ATHENS — Greece said on Monday it would not fire almost 1 900 civil servants earmarked for possible dismissal, despite promising foreign lenders it would seek to cut the public payroll.

Reuters

Under a deal with creditors, the workers were put last year into a “labour mobility” scheme, meaning they would receive about two thirds of their salary and be dismissed within 12 months if no other public sector jobs were found for them.

Late on Monday, the ministry for administrative reform said it had identified about 2 400 vacancies for them, mainly in hospitals, courts, prisons and police desk jobs.

“The aim is to man sensitive, frontline positions which provide services to citizens,” the ministry said.

The European Union and the International Monetary Fund have lent Greece about ₣240 billion ($320 billion).

Under Greece’s latest bailout plan agreed in November, Athens is to put 27 000 public sector workers into the labour mobility scheme by the end of the year.

The mobility scheme does not set a specific target for dismissals. But it states that “a large share of those entering this programme (are expected) to ultimately transition to the private sector, notably via mandatory exits”.

Greece must overall cut 150 000 public sector jobs from 2010 to 2015, about a fifth of the total, through hiring curbs, retirements and dismissals.
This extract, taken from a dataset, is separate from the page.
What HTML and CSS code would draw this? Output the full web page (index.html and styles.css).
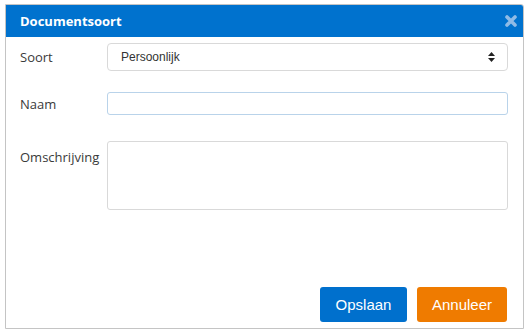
FILE: index.html
```html
<!DOCTYPE html>
<html lang="nl">
<head>
    <meta charset="UTF-8">
    <title>Documentsoort</title>
    <link rel="stylesheet" href="styles.css">
</head>
<body>
    <div class="dialog">
        <div class="dialog-header">
            <span class="dialog-title">Documentsoort</span>
            <span class="dialog-close">
                <svg width="12" height="12" viewBox="0 0 12 12"><path d="M2 2 L10 10 M10 2 L2 10" stroke="currentColor" stroke-width="3.6" stroke-linecap="round"/></svg>
            </span>
        </div>
        <div class="dialog-body">
            <div class="form-row row-soort">
                <label class="form-label">Soort</label>
                <div class="select-box">
                    <span>Persoonlijk</span>
                    <svg class="select-arrows" width="7" height="10" viewBox="0 0 7 10"><path d="M3.5 0 L7 4 H0 Z M0 6 H7 L3.5 10 Z" fill="#222"/></svg>
                </div>
            </div>
            <div class="form-row row-naam">
                <label class="form-label">Naam</label>
                <input type="text" class="text-input">
            </div>
            <div class="form-row row-omschrijving">
                <label class="form-label label-top">Omschrijving</label>
                <textarea class="text-area"></textarea>
            </div>
        </div>
        <div class="dialog-footer">
            <button class="btn btn-save">Opslaan</button>
            <button class="btn btn-cancel">Annuleer</button>
        </div>
    </div>
</body>
</html>
```

FILE: styles.css
```css
* {
    box-sizing: border-box;
}
html, body {
    margin: 0;
    background: #fff;
}
body {
    padding: 4px 0 0 5px;
    font-family: "Open Sans", "Noto Sans", sans-serif;
}
.dialog {
    width: 519px;
    height: 325px;
    border: 1px solid #c4c4c4;
    border-top-right-radius: 3px;
    background: #fff;
    display: flex;
    flex-direction: column;
}
.dialog-header {
    height: 32px;
    background: #0072ce;
    border-top-right-radius: 2px;
    display: flex;
    align-items: center;
    justify-content: space-between;
    padding: 0 6px 0 14px;
}
.dialog-title {
    color: #fff;
    font-weight: bold;
    font-size: 13px;
}
.dialog-close {
    color: #8fbbe6;
    display: flex;
}
.dialog-body {
    flex: 1;
    padding: 6px 15px 0 14px;
}
.form-row {
    display: grid;
    grid-template-columns: 87px 1fr;
    align-items: center;
}
.row-naam { margin-top: 21px; }
.row-omschrijving { margin-top: 26px; align-items: start; }
.form-label {
    font-size: 13px;
    color: #3a3a3a;
}
.label-top { padding-top: 7px; }
.select-box {
    height: 28px;
    border: 1px solid #d9d9d9;
    border-radius: 4px;
    display: flex;
    align-items: center;
    justify-content: space-between;
    padding: 0 12px 0 13px;
    font-family: "Liberation Sans", Arial, sans-serif;
    font-size: 12px;
    color: #333;
}
.text-input {
    height: 23px;
    border: 1px solid #b9d3ea;
    border-radius: 3px;
    outline: none;
    margin: 0;
}
.text-area {
    height: 69px;
    border: 1px solid #d9d9d9;
    border-radius: 3px;
    resize: none;
    margin: 0;
    outline: none;
}
.dialog-footer {
    display: flex;
    justify-content: flex-end;
    gap: 10px;
    padding: 0 16px 6px 0;
}
.btn {
    height: 35px;
    border: none;
    border-radius: 3px;
    color: #fff;
    font-family: "Liberation Sans", Arial, sans-serif;
    font-size: 15px;
    padding: 0;
}
.btn-save {
    width: 87px;
    background: #0070cd;
}
.btn-cancel {
    width: 90px;
    background: #ef7b00;
}
```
The EU says it insists on this because Greece’s public wage bill more than doubled from 2001 to 2009, a period in which the euro area’s rose by less than half.

But anxious to avoid even harsher austerity measures amid the country’s deepest postwar recession and record unemployment, Greece’s fragile coalition government hopes to fulfil its target through hiring curbs and retirements.

Speaking late on Monday, the leaders of the two smaller parties in the ruling coalition ruled out any firings.